Create and configure a thread-bound SQLite connection.

Must be called from the writer thread. The connection is not safe to pass to worker threads.

Parameters:

Name Type Description Default
db_path Path

Path to SQLite database (may be :memory:).

required
wal bool

Enable WAL mode for file-backed databases.

True

Returns:

Type Description
Connection

sqlite3.Connection

Source code in pipeloom/db.py
def connect(db_path: Path, *, wal: bool = True) -> sqlite3.Connection:
    """
    Create and configure a **thread-bound** SQLite connection.

    Must be called from the writer thread.
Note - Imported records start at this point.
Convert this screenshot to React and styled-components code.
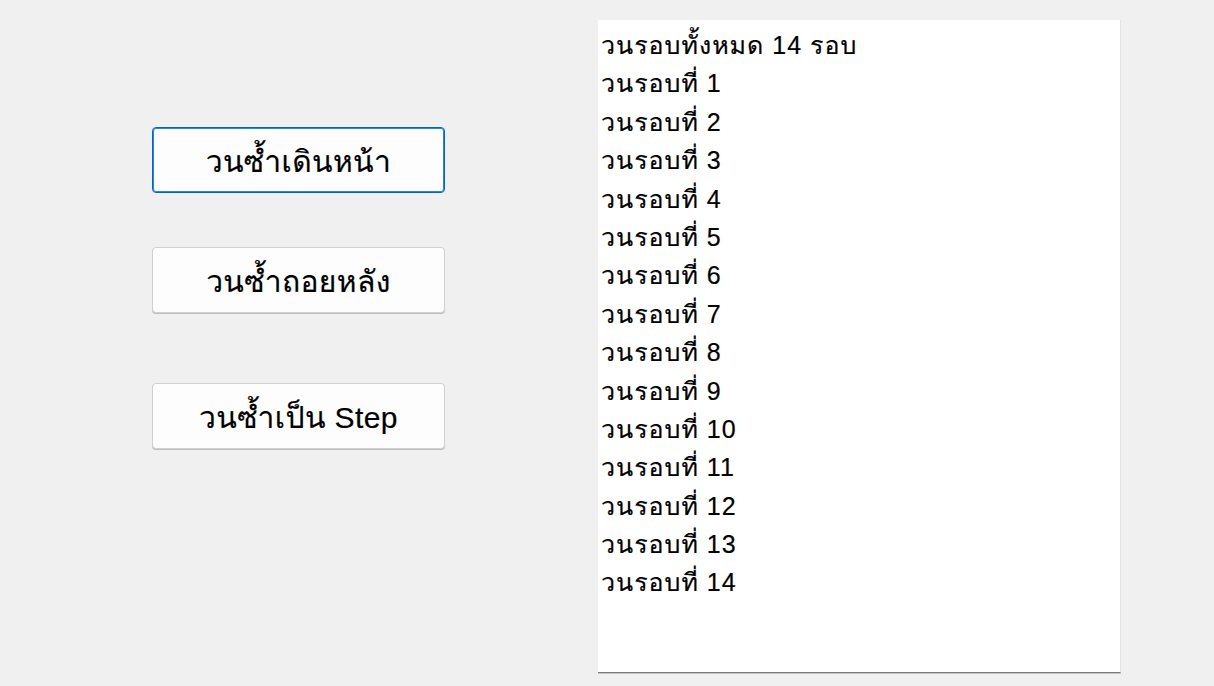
import React from "react";
import styled, { createGlobalStyle } from "styled-components";

const FONT = `"Liberation Sans", "Loma", "Noto Sans Thai Looped", sans-serif`;

const Global = createGlobalStyle`
  html, body { margin: 0; padding: 0; background: #f0f0f0; }
  body { font-family: ${FONT}; }
`;

const Window = styled.div`
  width: 1214px;
  height: 686px;
  background: #f0f0f0;
  display: flex;
  align-items: flex-start;
  box-sizing: border-box;
  padding-left: 152px;
  overflow: hidden;
`;

const ButtonColumn = styled.div`
  display: flex;
  flex-direction: column;
  width: 293px;
  padding-top: 127px;
`;

const Button = styled.button`
  box-sizing: border-box;
  width: 293px;
  height: 66px;
  margin-top: ${(p) => p.$gap || 0}px;
  background: #fdfdfd;
  border: 1px solid ${(p) => (p.$focused ? "#0067c0" : "#d0d0d0")};
  box-shadow: ${(p) => (p.$focused ? "inset 0 0 0 1px #2b88d8" : "0 1px 0 #bdbdbd")};
  border-radius: 4px;
  font-family: ${FONT};
  font-size: 30px;
  letter-spacing: 0.4px;
  color: #000;
  padding: 2px 0 0;
  display: flex;
  align-items: center;
  justify-content: center;
  cursor: default;
  -webkit-text-stroke: 0.2px #000;
`;

const ListBox = styled.div`
  box-sizing: border-box;
  margin-left: 153px;
  margin-top: 20px;
  width: 523px;
  height: 653px;
  background: #fff;
  border-right: 1px solid #e3e3e3;
  border-bottom: 1px solid #7a7a7a;
  box-shadow: 0 1px 0 #c4c4c4;
  padding: 6px 0 0 3px;
  overflow: hidden;
`;

const Item = styled.div`
  font-family: ${FONT};
  font-size: 25px;
  letter-spacing: 1px;
  line-height: 38.4px;
  height: 38.4px;
  color: #000;
  white-space: nowrap;
  -webkit-text-stroke: 0.2px #000;
`;

const items = ["วนรอบทั้งหมด 14 รอบ"].concat(
  Array.from({ length: 14 }, (_, i) => `วนรอบที่ ${i + 1}`)
);

export default function App() {
  return (
    <>
      <Global />
      <Window>
        <ButtonColumn>
          <Button $focused>วนซ้ำเดินหน้า</Button>
          <Button $gap={54}>วนซ้ำถอยหลัง</Button>
          <Button $gap={70}>วนซ้ำเป็น Step</Button>
        </ButtonColumn>
        <ListBox>
          {items.map((t) => (
            <Item key={t}>{t}</Item>
          ))}
        </ListBox>
      </Window>
    </>
  );
}
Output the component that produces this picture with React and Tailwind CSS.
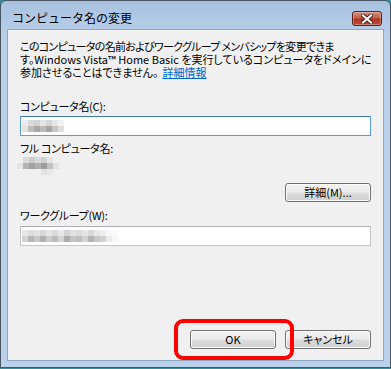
import React from "react";

const jp = "[font-family:'Noto_Sans_CJK_JP','Noto_Sans',sans-serif]";

const Mosaic = ({ rows, className = "" }) => {
  return (
    <div className={`flex flex-col ${className}`}>
      {rows.map((row, i) => (
        <div key={i} className="flex">
          {row.map((c, j) => (
            <div key={j} className="w-[6px] h-[6px]" style={{ backgroundColor: c }} />
          ))}
        </div>
      ))}
    </div>
  );
};

const WinButton = ({ children }) => {
  return (
    <button className="w-[86px] h-[19px] rounded-[3px] border border-[#707070] bg-[linear-gradient(to_bottom,#f2f2f2_0%,#ebebeb_48%,#dddddd_52%,#cfcfcf_100%)] shadow-[inset_0_0_0_1px_#fbfbfb] text-[11px] leading-[17px] text-black [font-feature-settings:'palt']">
      {children}
    </button>
  );
};

const TextBox = ({ focused, children }) => {
  return (
    <div
      className={`h-[20px] w-full bg-white border ${
        focused ? "border-[#569de5] border-t-[#3d7bad]" : "border-[#c5c5c5] border-t-[#abadb3]"
      } flex items-center pl-[1px]`}
    >
      {children}
    </div>
  );
};

const App = () => {
  return (
    <div className={`w-[391px] h-[369px] bg-[#3a8c96] ${jp}`}>
      <div className="relative w-[391px] h-[368px] border border-[#4a5564] rounded-t-[6px] bg-[linear-gradient(to_bottom,#a8c1de_0px,#b6cde8_28px,#b9d1ea_40px)] flex flex-col">
        {/* title bar */}
        <div className="h-[28px] flex items-start justify-between pt-[10px] pl-[11px] pr-[8px]">
          <span className="text-[12px] leading-[14px] text-black">コンピュータ名の変更</span>
          <div className="w-[30px] h-[15px] rounded-[3px] border border-[#5b1e18] bg-[linear-gradient(to_bottom,#d98b7b_0%,#c4604d_45%,#a8351f_55%,#b9503b_100%)] flex items-center justify-center shadow-[inset_0_0_0_1px_rgba(255,255,255,0.3)]">
            <svg width="12" height="10" viewBox="0 0 12 10">
              <path d="M2 1.5 L10 8.5 M10 1.5 L2 8.5" stroke="#4a1a12" strokeWidth="4" strokeLinecap="square" />
              <path d="M2 1.5 L10 8.5 M10 1.5 L2 8.5" stroke="#ffffff" strokeWidth="2.2" strokeLinecap="square" />
            </svg>
          </div>
        </div>

        {/* client area */}
        <div className="relative mx-[6px] h-[332px] border border-[#8ea6c1] bg-[#f0f0f0] flex flex-col px-[12px] pt-[10px] pb-[11px] text-[11px] leading-[13px] text-black [font-feature-settings:'palt']">
          <div className="whitespace-nowrap">
            <div className="tracking-[-0.7px]">このコンピュータの名前およびワークグループ メンバシップを変更できま</div>
            <div>す。Windows Vista™ Home Basic を実行しているコンピュータをドメインに</div>
            <div>
              参加させることはできません。
              <a href="#" className="ml-[4px] text-[#0066cc] underline">詳細情報</a>
            </div>
          </div>

          <div className="mt-[21px] tracking-[-0.3px]">コンピュータ名(C):</div>
          <div className="mt-[3px]">
            <TextBox focused>
              <Mosaic
                rows={[
                  ["#ececec", "#dcdcdc", "#d4d4d4", "#e4e4e4", "#d6d6d6", "#e6e6e6", "#f2f2f2"],
                  ["#e2e2e2", "#bcbcbc", "#a8a8a8", "#bababa", "#a4a4a4", "#c6c6c6", "#dedede"],
                ]}
              />
            </TextBox>
          </div>

          <div className="mt-[6px] tracking-[-0.3px]">フル コンピュータ名:</div>
          <Mosaic
            className="mt-[2px] -ml-[3px]"
            rows={[
              ["#f0f0f0", "#dadada", "#cacaca", "#d8d8d8", "#cfcfcf", "#e4e4e4", "#f0f0f0"],
              ["#e4e4e4", "#b4b4b4", "#a2a2a2", "#b0b0b0", "#9e9e9e", "#c2c2c2", "#e2e2e2"],
              ["#f0f0f0", "#f0f0f0", "#f0f0f0", "#f0f0f0", "#e2e2e2", "#e8e8e8", "#f0f0f0"],
            ]}
          />

          <div className="mt-[8px] flex justify-end">
            <WinButton>詳細(M)...</WinButton>
          </div>

          <div className="mt-[7px] tracking-[-0.3px]">ワークグループ(W):</div>
          <div className="mt-[4px]">
            <TextBox>
              <Mosaic
                rows={[
                  ["#e8e8e8", "#dcdcdc", "#e4e4e4", "#d8d8d8", "#e6e6e6", "#dadada", "#e8e8e8", "#d4d4d4", "#e2e2e2", "#dcdcdc", "#e6e6e6", "#d8d8d8", "#e8e8e8", "#eeeeee", "#f6f6f6", "#fbfbfb"],
                  ["#d2d2d2", "#b6b6b6", "#c8c8c8", "#b2b2b2", "#cccccc", "#bcbcbc", "#d4d4d4", "#acacac", "#c4c4c4", "#bebebe", "#d2d2d2", "#b4b4b4", "#c8c8c8", "#d0d0d0", "#ececec", "#f8f8f8"],
                ]}
              />
            </TextBox>
          </div>

          <div className="mt-auto flex justify-end gap-[9px]">
            <WinButton>OK</WinButton>
            <WinButton>キャンセル</WinButton>
          </div>

          {/* red highlight around OK */}
          <div className="absolute left-[166px] top-[289px] w-[120px] h-[41px] border-[4px] border-[#ff0000] rounded-[9px]" />
        </div>
      </div>
    </div>
  );
};

export default App;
The connection is not safe to pass
    to worker threads.

    Args:
        db_path (Path): Path to SQLite database (may be :memory:).
        wal (bool): Enable WAL mode for file-backed databases.

    Returns:
        sqlite3.Connection
    """
    conn = sqlite3.connect(db_path, timeout=60, check_same_thread=True)

    # Journal mode:
    if db_path == Path(":memory:"):
        conn.execute("PRAGMA journal_mode=MEMORY")
    else:
        conn.execute(f"PRAGMA journal_mode={'WAL' if wal else 'DELETE'}")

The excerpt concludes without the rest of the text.